Никуда мы от себя не денемся, нам придется возвращаться домой, чтобы не кончить на духовной чужбине. Дом наш выстужен и запущен, как после чужого набега или принятого за праздник свободы удалого запоя, но с нами еще высокие русские художники, стены наши еще крепки, красный угол не пуст, и можно перекрестившись браться за дело. Благо, нам не впервой.
В марте, в юбилейные дни, наш давний друг и соратник – писатель и журналист Дмитрий Шеваров опубликовал в газете «Труд» свою беседу с Валентином Распутиным.
Недавно благодаря заботам и хлопотам писателя на его родине, в селе Аталанка Усть-Удинского района Иркутской области, открылось новое здание школы. С моих расспросов об этом замечательном событии и началась наша беседа с Валентином Григорьевичем Распутиным.
– Аталанка моего детства – это маленькое село на берегу Ангары, сорок домов всего. Когда происходило затопление под Братское водохранилище, шесть деревень свезли в кучу и стала Аталанка большая, леспромхозовская. Лет тринадцать назад там сгорела старая школа, и я долго бился, чтобы построили новое здание.
Но теперь понимаю, что школа для села – это еще не все спасение. Там часто сидят без электричества. О газе и не мечтают. Добраться туда можно только летом по воде на катере или «Метеоре». Раньше была малая авиация, и даже если один пассажир хотел улететь, его забирали, только непогода могла помешать. Были лесовозные дороги, но и те пришли в негодность. Много проблем...
– И все-таки пятьдесят пять детишек учатся теперь в нормальных условиях.

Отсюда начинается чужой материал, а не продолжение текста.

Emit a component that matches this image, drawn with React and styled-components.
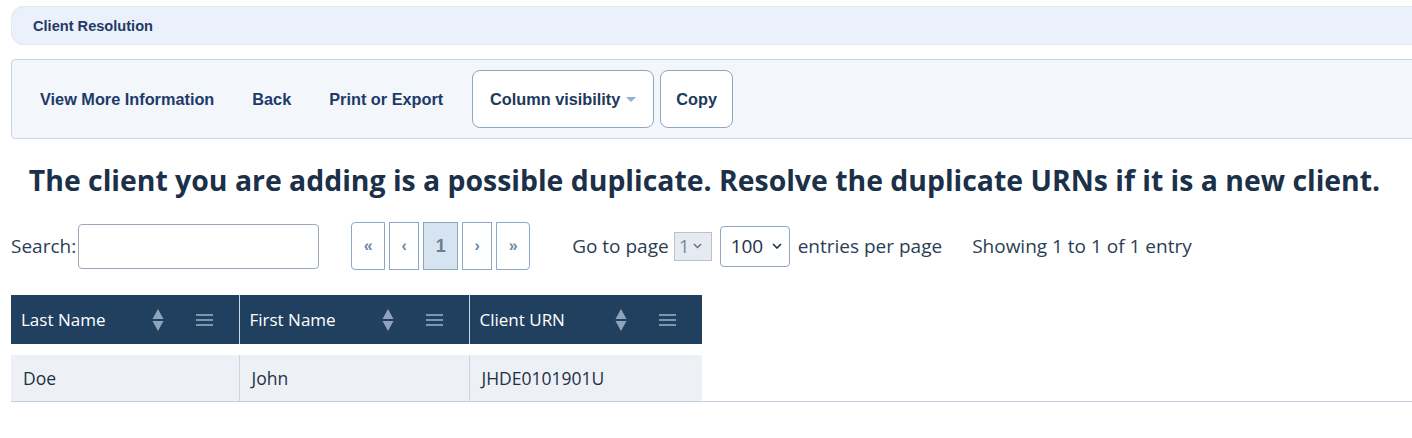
import React from 'react';
import styled, { createGlobalStyle } from 'styled-components';

const GlobalStyle = createGlobalStyle`
  body {
    margin: 0;
    background: #ffffff;
    overflow: hidden;
    font-family: "Open Sans", "Noto Sans", sans-serif;
    color: #1d3049;
  }
`;

const rows = [{ last: 'Doe', first: 'John', urn: 'JHDE0101901U' }];

const columns = [
  { label: 'Last Name', width: 228 },
  { label: 'First Name', width: 230 },
  { label: 'Client URN', width: 233 },
];

const SortIcon = () => (
  <svg width="12" height="24" viewBox="0 0 12 24">
    <path d="M6 1 L11.5 11 H0.5 Z" fill="#8ea3bd" />
    <path d="M6 23 L11.5 13 H0.5 Z" fill="#8ea3bd" />
  </svg>
);

const MenuIcon = () => (
  <svg width="17" height="14" viewBox="0 0 17 14">
    <rect x="0" y="1" width="17" height="2" fill="#7f94ad" />
    <rect x="0" y="6" width="17" height="2" fill="#7f94ad" />
    <rect x="0" y="11" width="17" height="2" fill="#7f94ad" />
  </svg>
);

const Chevron = ({ size = 10, color = '#1d3049' }) => (
  <svg width={size} height={size * 0.6} viewBox="0 0 10 6">
    <path d="M1 1 L5 5 L9 1" fill="none" stroke={color} strokeWidth="1.6" />
  </svg>
);

const App = () => {
  return (
    <Page>
      <GlobalStyle />
      <TitleBar>Client Resolution</TitleBar>

      <Toolbar>
        <ToolLink $gap={38}>View More Information</ToolLink>
        <ToolLink $gap={38}>Back</ToolLink>
        <ToolLink $gap={29}>Print or Export</ToolLink>
        <ToolButton $wide>
          Column visibility
          <Caret />
        </ToolButton>
        <ToolButton>Copy</ToolButton>
      </Toolbar>

      <Heading>
        The client you are adding is a possible duplicate. Resolve the duplicate URNs if it is a new client.
      </Heading>

      <Controls>
        <SearchLabel>
          Search:
          <SearchInput type="text" />
        </SearchLabel>

        <Pager>
          <PageButton $first>«</PageButton>
          <PageButton>‹</PageButton>
          <PageButton $active>1</PageButton>
          <PageButton>›</PageButton>
          <PageButton $last>»</PageButton>
        </Pager>

        <PageInfo>
          Go to page
          <SmallSelect>
            1<Chevron size={9} color="#5d7190" />
          </SmallSelect>
          <SizeSelect>
            100<Chevron size={10} />
          </SizeSelect>
          entries per page
        </PageInfo>

        <Summary>Showing 1 to 1 of 1 entry</Summary>
      </Controls>

      <TableWrap>
        <Table>
          <colgroup>
            {columns.map((c) => (
              <col key={c.label} style={{ width: c.width }} />
            ))}
          </colgroup>
          <thead>
            <tr>
              {columns.map((c) => (
                <HeadCell key={c.label}>
                  <HeadInner>
                    <span>{c.label}</span>
                    <HeadIcons>
                      <SortIcon />
                      <MenuIcon />
                    </HeadIcons>
                  </HeadInner>
                </HeadCell>
              ))}
            </tr>
          </thead>
          <tbody>
            <SpacerRow>
              <td colSpan={3} />
            </SpacerRow>
            {rows.map((r) => (
              <tr key={r.urn}>
                <Cell>{r.last}</Cell>
                <Cell>{r.first}</Cell>
                <Cell>{r.urn}</Cell>
              </tr>
            ))}
          </tbody>
        </Table>
      </TableWrap>
    </Page>
  );
};

export default App;

const Page = styled.div`
  padding: 6px 0 0 11px;
`;

const TitleBar = styled.div`
  height: 37px;
  margin-right: -20px;
  display: flex;
  align-items: center;
  padding-left: 21px;
  background: #eaf1fa;
  border: 1px solid #dfe8f3;
  border-radius: 12px 0 0 12px;
  font-family: "Liberation Sans", Arial, sans-serif;
  font-weight: bold;
  font-size: 14.6px;
  color: #1f3a68;
`;

const Toolbar = styled.div`
  margin-top: 14px;
  margin-right: -20px;
  height: 78px;
  display: flex;
  align-items: center;
  padding-left: 28px;
  background: #f3f6fb;
  border: 1px solid #c6d4e4;
  border-radius: 4px 0 0 4px;
`;

const ToolLink = styled.a`
  font-family: "Liberation Sans", Arial, sans-serif;
  font-weight: bold;
  font-size: 16.3px;
  color: #1d3a6b;
  margin-right: ${(p) => p.$gap}px;
  cursor: pointer;
`;

const ToolButton = styled.button`
  height: 58px;
  width: ${(p) => (p.$wide ? '182px' : '73px')};
  margin-right: 6px;
  display: flex;
  align-items: center;
  justify-content: center;
  gap: 6px;
  background: #ffffff;
  border: 1px solid #8fa6c3;
  border-radius: 8px;
  font-family: "Liberation Sans", Arial, sans-serif;
  font-weight: bold;
  font-size: 16.3px;
  color: #1d3a5c;
  padding: 0;
`;

const Caret = styled.span`
  width: 0;
  height: 0;
  border-left: 5px solid transparent;
  border-right: 5px solid transparent;
  border-top: 5px solid #8fb0d3;
  margin-top: 1px;
`;

const Heading = styled.h1`
  margin: 21px 0 0 -14px;
  text-align: center;
  font-size: 28.4px;
  font-weight: bold;
  color: #1b3049;
  line-height: 40px;
  white-space: nowrap;
`;

const Controls = styled.div`
  margin-top: 21px;
  height: 50px;
  display: flex;
  align-items: center;
  font-size: 19px;
  color: #2b3e55;
`;

const SearchLabel = styled.label`
  display: flex;
  align-items: center;
  gap: 2px;
`;

const SearchInput = styled.input`
  width: 241px;
  height: 45px;
  box-sizing: border-box;
  border: 1px solid #9aa9bb;
  border-radius: 4px;
  background: #ffffff;
`;

const Pager = styled.div`
  display: flex;
  gap: 4px;
  margin-left: 32px;
`;

const PageButton = styled.button`
  width: ${(p) => (p.$active ? '35px' : p.$first || p.$last ? '34px' : '30px')};
  height: 48px;
  padding: 0;
  background: ${(p) => (p.$active ? '#d6e3f1' : '#ffffff')};
  border: 1px solid #8ea6c3;
  border-radius: ${(p) => (p.$first ? '4px 0 0 4px' : p.$last ? '0 4px 4px 0' : '0')};
  font-family: "Liberation Sans", Arial, sans-serif;
  font-weight: bold;
  font-size: ${(p) => (p.$active ? '18px' : '16px')};
  color: ${(p) => (p.$active ? '#6a7d93' : '#6c87a8')};
`;

const PageInfo = styled.div`
  display: flex;
  align-items: center;
  margin-left: 42px;
`;

const SmallSelect = styled.span`
  display: flex;
  align-items: center;
  gap: 3px;
  margin-left: 5px;
  height: 29px;
  width: 38px;
  box-sizing: border-box;
  padding-left: 4px;
  background: #e7ebf1;
  border: 1px solid #b6c2d1;
  color: #7a8aa0;
`;

const SizeSelect = styled.span`
  display: flex;
  align-items: center;
  gap: 9px;
  margin: 0 8px;
  height: 41px;
  width: 70px;
  box-sizing: border-box;
  padding-left: 10px;
  background: #ffffff;
  border: 1px solid #8ea6c3;
  border-radius: 4px;
  color: #1d3049;
`;

const Summary = styled.div`
  margin-left: 30px;
`;

const TableWrap = styled.div`
  margin-top: 24px;
  border-bottom: 1px solid #c3d0df;
`;

const Table = styled.table`
  border-collapse: collapse;
  width: 691px;
  table-layout: fixed;
`;

const HeadCell = styled.th`
  height: 49px;
  padding: 0 0 0 10px;
  background: #21405f;
  color: #ffffff;
  font-weight: normal;
  font-size: 17px;
  text-align: left;
  border-left: 1px solid #c8d6e6;
  &:first-child {
    border-left: none;
  }
`;

const HeadInner = styled.div`
  display: flex;
  align-items: center;
  justify-content: space-between;
  padding-right: 26px;
`;

const HeadIcons = styled.span`
  display: flex;
  align-items: center;
  gap: 32px;
`;

const SpacerRow = styled.tr`
  height: 11px;
  td {
    padding: 0;
    background: #ffffff;
  }
`;

const Cell = styled.td`
  height: 46px;
  padding: 0 0 0 12px;
  background: #edf0f4;
  font-size: 17.5px;
  color: #1d3049;
  border-left: 1px solid #c9d5e3;
  &:first-child {
    border-left: none;
  }
`;
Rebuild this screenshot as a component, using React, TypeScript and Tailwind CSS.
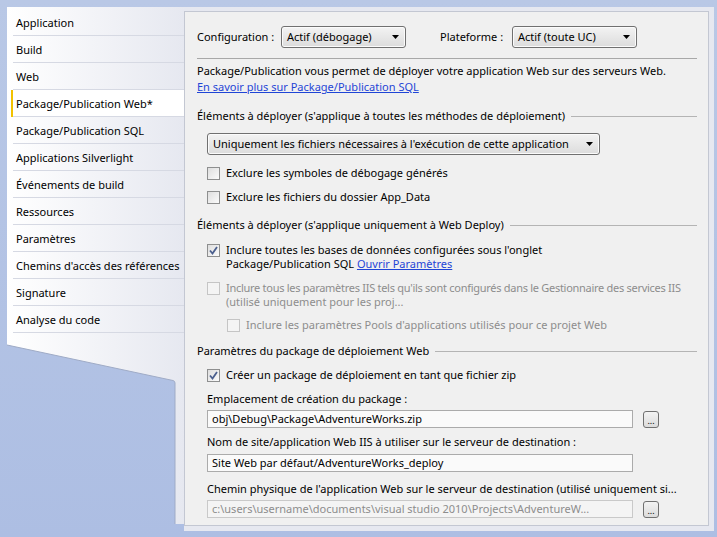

– Мне это, конечно, радостно. Появились в школе и два компьютера. Пока они, кажется, просто так стоят, вреда не приносят. Компьютеризация – чуть ли не главное сейчас в проекте «Образование», но она, мне думается, полезна только в том случае, если главные, основные предметы преподаются не хуже, чем в прежние времена. А то в Аталанке компьютеры есть, а учителя иностранного языка нет. Куда ребятам дальше без него? И в аттестатах того гляди прочерк будет.